Now that we have this new value for asymmetry, which seems to encode the 'existing' difference that we have between the top tortuosity and the bottom tortuosity, we need to know if this new information given by the asymmetry correlates with anything else to see if is really useful or simply redundant to other features already extracted from the images (IDP). The heatmap looked sound and asymmetry did not seem correlated with anything else, so appeared to be a useful new parameter.
Next steps of such an analysis
So the asymmetry is a new variable, and the first step would need to be to test the heritability, using a GWAS. GWAS stands for "Genome Wide Association Study" and is used to link a characteristic with a gene or a combination of genes. This was done and the preliminary results could indicate that this asymmetry trait does not have a huge genetic component. We would therefore need to test the environmental exposition aspect. The UK biobank dataset contains additional data such as sun exposure or diseases (skin cancer, cardiovascular), so the correlations have yet to be tested. Also we've been told that the TOP repeatedly has a bigger tortuosity, we could imagine the effects of the environment on that.

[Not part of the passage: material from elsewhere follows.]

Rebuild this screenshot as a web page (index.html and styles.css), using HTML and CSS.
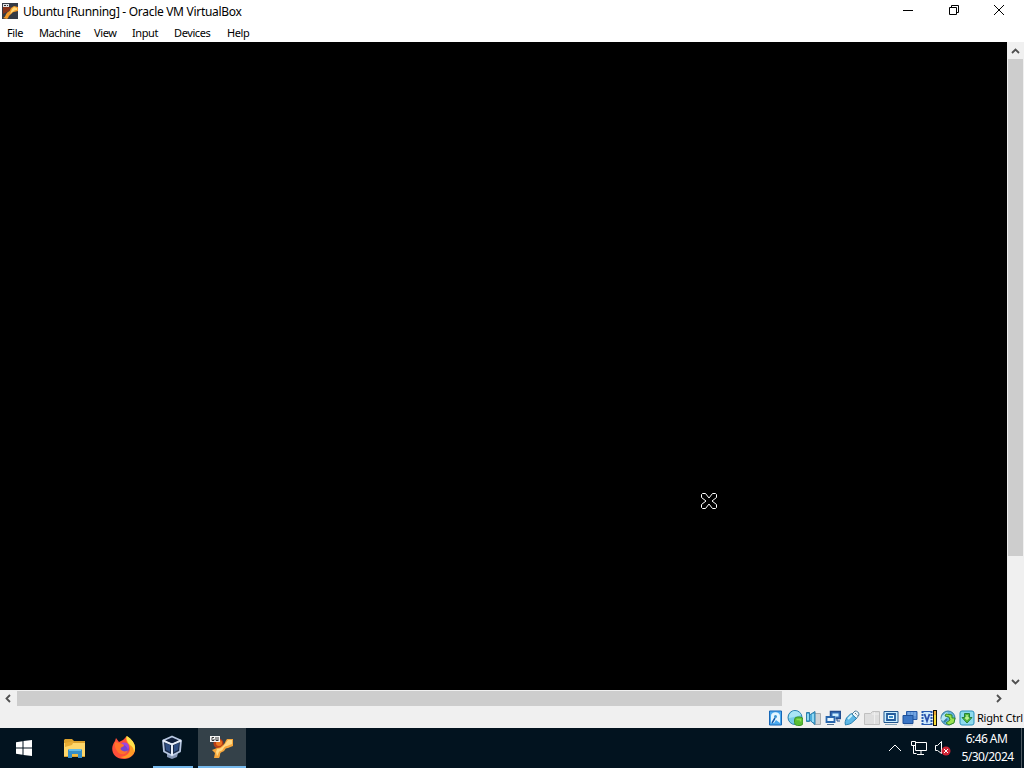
FILE: index.html
```html
<!DOCTYPE html>
<html lang="en">
<head>
  <meta charset="UTF-8" />
  <title>Ubuntu [Running] - Oracle VM VirtualBox</title>
  <link rel="stylesheet" href="styles.css">
</head>
<body>
  <div class="window">
    <header class="titlebar">
      <svg class="app-icon" viewBox="0 0 16 16">
        <path fill="#343b46" d="M0 0h16v16H0z"/>
        <path fill="#8a351b" d="M1 4h8l-2 4-6 3z"/>
        <path fill="#f39a28" d="M1 15c3-1 2-4 5-6 2-1 2-2 3-4l3-2 4 1v4l-4 1c-2 0-2 2-4 3-2 1-1 3-3 4z"/>
        <path fill="#ffda7a" d="M10 6l2-2 3 1v2c-3 0-3 1-7 4z"/>
        <path fill="#dfe2e5" d="M1 1h6v3H1z"/>
        <path stroke="#333" d="M2 2.500h2M5 2.500h1"/>
      </svg>
      <span class="title">Ubuntu [Running] - Oracle VM VirtualBox</span>
      <div class="window-buttons">
        <svg viewBox="0 0 12 12"><path d="M1 6.500h10"/></svg>
        <svg viewBox="0 0 12 12"><path d="M1.500 3.500h7v7h-7zM3.500 3.500v-2h7v7h-2"/></svg>
        <svg viewBox="0 0 12 12"><path d="M1 1l10 10M11 1L1 11"/></svg>
      </div>
    </header>

    <nav class="menubar">
      <span class="m-file">File</span>
      <span class="m-machine">Machine</span>
      <span class="m-view">View</span>
      <span class="m-input">Input</span>
      <span class="m-devices">Devices</span>
      <span class="m-help">Help</span>
    </nav>

    <main class="viewport">
      <div class="screen">
        <svg class="cursor" viewBox="0 0 18 18">
          <path d="M1.500 2.500l1-1h3L9 6l3.500-4.500h3l1 1v3L12 9l4.500 3.500v3l-1 1h-3L9 12l-3.500 4.500h-3l-1-1v-3L6 9 1.500 5.500z"/>
        </svg>
      </div>
      <div class="scroll-v">
        <svg class="arrow" viewBox="0 0 17 17"><path d="M5 11l3.500-3.500L12 11"/></svg>
        <div class="thumb-v"></div>
        <svg class="arrow bottom" viewBox="0 0 17 17"><path d="M5 7l3.500 3.500L12 7"/></svg>
      </div>
    </main>
    <div class="scroll-h">
      <svg class="arrow" viewBox="0 0 17 17"><path d="M10 5L6.500 8.500 10 12"/></svg>
      <div class="thumb-h"></div>
      <svg class="arrow right" viewBox="0 0 17 17"><path d="M7 5l3.500 3.500L7 12"/></svg>
    </div>

    <footer class="statusbar">
      <div class="indicators">
        <!-- hard disk -->
        <svg viewBox="0 0 16 16">
          <path d="M1.500 1h12v14h-12z" fill="#4aa9ee" stroke="#1667b7"/>
          <path d="M3 13V6c0-5 9-5 9 0v7l-4-3-2 3z" fill="#e4f6ff"/>
          <circle cx="7.500" cy="6.500" r="1.500" fill="#3994d2"/>
          <path d="M7 8l-3 5" stroke="#165aa8" stroke-width="1.500"/>
        </svg>
        <!-- optical disk -->
        <svg viewBox="0 0 16 16">
          <circle cx="8" cy="7.500" r="7" fill="#75cce9" stroke="#2b80b0"/>
          <path d="M2 8c4-1 6-1 12-3-1-3-4-4-7-4-3 1-5 3-5 7z" fill="#a9e5f6"/>
          <rect x="7.500" y="7" width="8.500" height="8.500" rx="3" fill="#59bd35" stroke="#3f9627"/>
          <path d="M9.500 9.500h4v2" fill="none" stroke="#8cdf50" stroke-width="1.500"/>
        </svg>
        <!-- audio -->
        <svg viewBox="0 0 16 16">
          <path d="M8 3.500h6.500v11H8z" fill="#d0d3d5" stroke="#a8acaf"/>
          <path d="M.5 2.500h3v9h-3zM3.500 5L9 1.500v13L3.500 10z" fill="#4daddb" stroke="#2e7eaa"/>
          <path d="M7 4v8M2 4v6" stroke="#a7e6fb" stroke-width="1.500"/>
        </svg>
        <!-- network -->
        <svg viewBox="0 0 16 16">
          <path d="M5.500 1.500h10v7h-10z" fill="#3472bd" stroke="#234e8f" stroke-width="1.500"/>
          <path d="M7.500 3.500h6v3h-6z" fill="#cceeff"/>
          <path d="M12 9v2h3" fill="none" stroke="#234e8f"/>
          <path d="M.5 6h10v7.500H.5z" fill="#f3faff"/>
          <path d="M1.500 7h8v5h-8z" fill="#eaf8ff" stroke="#2866ad" stroke-width="1.800"/>
          <path d="M2 14.500h7" stroke="#52718f"/>
        </svg>
        <!-- usb -->
        <svg viewBox="0 0 16 16">
          <path d="M8 4l3-3c2 0 4 1 4 4l-3 4z" fill="#eef7fb" stroke="#527f9a"/>
          <path d="M7 3.500l5.500 5-5 4.500c-3 2-4 1-6 2-1-3 0-4 1-7z" fill="#5db7e5" stroke="#257faf"/>
          <path d="M4 9l4-4" stroke="#caf1fc" stroke-width="2"/>
          <path d="M11 3l1 1M12.500 4.500l1 1" stroke="#536b79"/>
        </svg>
        <!-- shared folders -->
        <svg viewBox="0 0 16 16">
          <path d="M.5 3.500h6l2-2h7v13H.5z" fill="#dedede" stroke="#c0c0c0"/>
          <path d="M8 4h7M10.500 2v12" stroke="#efefef"/>
        </svg>
        <!-- display -->
        <svg viewBox="0 0 16 16">
          <path d="M1 1.500h14v11H1z" fill="#c9eeff" stroke="#21558d"/>
          <path d="M4 4h8v6H4z" fill="#e9faff" stroke="#245c9d" stroke-width="1.800"/>
          <path d="M6 7h4" stroke="#398bc8" stroke-width="2"/>
          <path d="M2 14.500h12" stroke="#85a5bb"/>
        </svg>
        <!-- recording -->
        <svg viewBox="0 0 16 16">
          <path d="M4.500 1.500h10.500v8H4.500z" fill="#5d91d5" stroke="#2458a6"/>
          <path d="M7 2v4M10 2v4M13 2v4" stroke="#8ab8ed"/>
          <path d="M1 5.500h10v8H1z" fill="#3b76c5" stroke="#1d5099"/>
          <path d="M2 15h9" stroke="#afbdcc"/>
        </svg>
        <!-- processor features -->
        <svg viewBox="0 0 16 16">
          <path d="M1 1h10v14H1z" fill="#cce9fd"/>
          <path d="M1.500 1v14M10.500 1v14" stroke="#285bb1" stroke-width="2" stroke-dasharray="2 1"/>
          <path d="M2 1.500h8M2 14.500h8" stroke="#285bb1"/>
          <path d="M3.500 4l2.500 7L8.500 4" fill="none" stroke="#2c51ac" stroke-width="1.800"/>
          <path d="M12 0h4v16h-4z" fill="#16150b"/>
          <path d="M13 1h2v5h-2z" fill="#eca634"/>
          <path d="M13 5h2v10h-2z" fill="#f4da35"/>
        </svg>
        <!-- mouse integration -->
        <svg viewBox="0 0 16 16">
          <circle cx="8" cy="8" r="7" fill="#65b7dc" stroke="#397ba0"/>
          <path d="M2 6l5-4 2 3-5 6-3-1z" fill="#b6e6f3"/>
          <path d="M6 4l6 1v3h3l-1 5-5 2-3-2 4-3-1-3-4-1z" fill="#9ae24f" stroke="#338828"/>
          <path d="M4 12l3-3" stroke="#347fa4" stroke-width="2"/>
        </svg>
        <!-- keyboard -->
        <svg viewBox="0 0 16 16">
          <rect x="1" y="1" width="14" height="14" rx="2" fill="#8cdaec" stroke="#2b8fbc"/>
          <path d="M5.500 3.500h5v4H13L8 13 3 7.500h2.500z" fill="#55b93c" stroke="#25803a"/>
          <path d="M8 5v5M6 8h4" stroke="#c5f49c" stroke-width="1.300"/>
        </svg>
      </div>
      <span class="host-key">Right Ctrl</span>
    </footer>
  </div>

  <div class="taskbar">
    <div class="task start">
      <svg class="start-icon" viewBox="0 0 16 16">
        <path fill="#fff" d="M0 2.200l6.500-1v6.300H0zM7.500 1L16 0v7.500H7.500zM0 8.500h6.500v6.300l-6.500-1zM7.500 8.500H16V16l-8.500-1z"/>
      </svg>
    </div>
    <div class="task explorer">
      <svg viewBox="0 0 24 24">
        <path fill="#dca22d" d="M1 4l1-1h7l2 2h11v16H1z"/>
        <path fill="#ffd76a" d="M1 7h21v13H1z"/>
        <path fill="#e9ad35" d="M2 7l9-2-2 4-7 2z"/>
        <path fill="#358ec5" d="M5 14l1-1h12l1 1v8h-4v-4H9v4H5z"/>
        <path fill="#67bde5" d="M6 13h12v2H6z"/>
        <path fill="#f2bc3d" d="M9 18h6v2H9z"/>
      </svg>
    </div>
    <div class="task">
      <svg viewBox="0 0 24 24">
        <path fill="#ff4f39" d="M3 5l1-3 3 4 4-2 3-3 3 5 4 1c5 8 0 16-9 16C1 23-3 13 3 5z"/>
        <path fill="#ff9a25" d="M14 0c6 3 10 8 9 14-1 7-9 10-15 7 6 0 10-4 10-8 0-5-5-6-4-13z"/>
        <path fill="#ffe34c" d="M15 0c6 4 10 10 7 16 0-5-3-6-5-8-2-3-3-5-2-8z"/>
        <circle cx="12" cy="12.500" r="5" fill="#7544d3"/>
        <path fill="#ff732b" d="M3 6l4 1 4 1c2 0 1 3-1 3-2 1-2 3 1 4 2 1 4 0 5-1-1 5-8 6-11 1-2-3-3-6-2-9z"/>
        <path fill="#a147dd" d="M9 7c6-2 10 2 7 7-1-4-4-5-7-7z"/>
      </svg>
    </div>
    <div class="task running">
      <svg viewBox="0 0 24 24">
        <path fill="#8595b3" d="M7 18l5 2 6-2-1 4-5 2-5-2z"/>
        <path fill="#182946" stroke="#b7c7e1" stroke-width="1.800" stroke-linejoin="round" d="M12 1.500l9 4-1 11-8 4-8-4-1-11z"/>
        <path fill="#304f83" d="M5 8l5 2v7l-4-2zM14 10l5-2-1 7-4 2z"/>
        <path fill="none" stroke="#e6edf8" stroke-width="2" d="M3 5.500l9 4 9-4M12 9.500v11"/>
        <path fill="#101f3a" d="M6 5.500l6-2.500 6 2.500-6 2.500z"/>
      </svg>
    </div>
    <div class="task active">
      <svg viewBox="0 0 24 24">
        <circle cx="8.500" cy="8.500" r="5" fill="#b73f17"/>
        <circle cx="9" cy="8" r="3" fill="#ed7924"/>
        <path fill="#f5a63b" d="M2 15l5-2c3 0 4-1 6-3 2-1 2-4 4-6h6v7l-5 2c-4 0-2 3-6 4-3 1-1 3-3 6H4l1-5z"/>
        <path fill="#ffd984" d="M7 14c4 0 6-3 8-5l3-4h4v4l-5 2c-4 0-3 4-6 5-3 0-2 3-4 5l-1-4z"/>
        <path fill="#f4f4f4" d="M0 1h10v6H0z"/>
        <path fill="none" stroke="#343434" d="M4 2.500H2v3h2V4M6 2v3.500h2.500M8 2v3"/>
      </svg>
    </div>

    <div class="tray">
      <svg class="chevron" viewBox="0 0 14 14"><path d="M1 10l6-6 6 6"/></svg>
      <svg class="net" viewBox="0 0 18 16"><path d="M5.500 2.500h11v8h-11zM11 11v3M7 14.500h7M1.500 1.500h4v4h-4zM3.500 5.500v8h3"/></svg>
      <svg class="sound" viewBox="0 0 18 16">
        <path d="M1.500 5.500h2l4-4v12l-4-3h-2z"/>
        <circle cx="12" cy="11" r="4.500"/>
        <path d="M10 9l4 4M14 9l-4 4"/>
      </svg>
      <div class="clock">
        <span class="time">6:46 AM</span>
        <span class="date">5/30/2024</span>
      </div>
      <div class="show-desktop"></div>
    </div>
  </div>
</body>
</html>
```
FILE: styles.css
```css
body {
  margin: 0;
  width: 1024px;
  height: 768px;
  overflow: hidden;
  font-family: "Noto Sans", "Open Sans", sans-serif;
  color: #000;
  background: #f0f0f0;
}
svg {
  display: block;
  flex: none;
}
.window {
  height: 728px;
  display: flex;
  flex-direction: column;
}
.titlebar {
  height: 24px;
  background: #fff;
  display: flex;
  align-items: center;
  box-sizing: border-box;
  padding-left: 2px;
}
.app-icon {
  width: 16px;
  height: 16px;
  margin-bottom: 2px;
}
.title {
  font-size: 12px;
  letter-spacing: -0.3px;
  margin-left: 5px;
  padding-bottom: 1px;
  white-space: nowrap;
}
.window-buttons {
  display: flex;
  gap: 33.5px;
  margin-left: auto;
  padding: 0 19px 4px 0;
}
.window-buttons svg {
  width: 12px;
  height: 12px;
  fill: none;
  stroke: #000;
}
.menubar {
  height: 18px;
  background: #fff;
  display: flex;
  padding-left: 7px;
  font-size: 11px;
  line-height: 18px;
  letter-spacing: -0.4px;
}
.m-file {
  width: 32px;
}
.m-machine {
  width: 55px;
}
.m-view {
  width: 38px;
}
.m-input {
  width: 42px;
}
.m-devices {
  width: 53px;
}
.viewport {
  height: 648px;
  display: flex;
}
.screen {
  width: 1007px;
  background: #000;
  position: relative;
}
.cursor {
  position: absolute;
  left: 700px;
  top: 450px;
  width: 18px;
  height: 18px;
  fill: #000;
  stroke: #fff;
}
.scroll-v {
  width: 17px;
  background: #f0f0f0;
  display: flex;
  flex-direction: column;
}
.arrow {
  width: 17px;
  height: 17px;
  fill: none;
  stroke: #505050;
  stroke-width: 1.8;
}
.thumb-v {
  height: 497px;
  margin-right: 1px;
  margin-left: 1px;
  background: #cdcdcd;
}
.bottom {
  margin-top: auto;
}
.scroll-h {
  height: 17px;
  display: flex;
  width: 1007px;
}
.thumb-h {
  width: 765px;
  height: 15px;
  margin-top: 1px;
  background: #cdcdcd;
}
.right {
  margin-left: auto;
}
.statusbar {
  height: 21px;
  display: flex;
  align-items: center;
  justify-content: flex-end;
}
.indicators {
  display: flex;
  gap: 3.1px;
}
.indicators svg {
  width: 16px;
  height: 16px;
}
.host-key {
  font-size: 11px;
  letter-spacing: -0.25px;
  width: 47px;
  margin-left: 2px;
  white-space: nowrap;
}
.taskbar {
  height: 40px;
  background: #02131f;
  display: flex;
}
.task {
  width: 49px;
  box-sizing: border-box;
  display: flex;
  align-items: center;
  justify-content: center;
}
.start {
  width: 48px;
}
.explorer {
  margin-left: 2px;
}
.task svg {
  width: 24px;
  height: 24px;
}
.task .start-icon {
  width: 16px;
  height: 16px;
}
.running {
  width: 40px;
  margin-left: 5px;
  padding-right: 3px;
  border-bottom: 2px solid #76b9ed;
}
.active {
  width: 48px;
  margin-left: 5px;
  background: #344149;
  border-bottom: 2px solid #76b9ed;
}
.tray {
  display: flex;
  align-items: center;
  margin-left: auto;
}
.tray svg {
  fill: none;
  stroke: #fff;
}
.chevron {
  width: 14px;
  height: 14px;
  margin-right: 8px;
}
.net {
  width: 18px;
  height: 16px;
  margin-right: 6px;
}
.sound {
  width: 18px;
  height: 16px;
}
.sound circle {
  fill: #cf2435;
  stroke: none;
}
.clock {
  width: 69px;
  color: #fff;
  font-size: 12px;
  line-height: 18px;
  letter-spacing: -0.55px;
  display: flex;
  flex-direction: column;
  align-items: center;
}
.date {
  padding-left: 2px;
}
.show-desktop {
  height: 40px;
  width: 2px;
  border-left: 1px solid #4e5961;
}
```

As the deep learning methods to perform segmentation of the fundus image are getting more and more reliable and precise, we can expect that a better segmentation of the images will allow the detection of more vessels, especially the small ones. And also decrease the errors in the labelling of veins and arteries. This more accurate segmentation and annotation will allow to compute more precise tortuosity values and so better asymmetry and analysis of the difference between top and bottom hemispheres.
Feedback
This project was really interesting. It allowed us to work on something concrete, which contrasted with the other courses, which were much more theoretical. It also enabled us to develop new skills and understand what real bioinformatics research is all about. The only problem we have identified is that the level required to complete this project is much higher than the level acquired during the bachelor's degree. It might be interesting to have one or two courses on the functionalities used.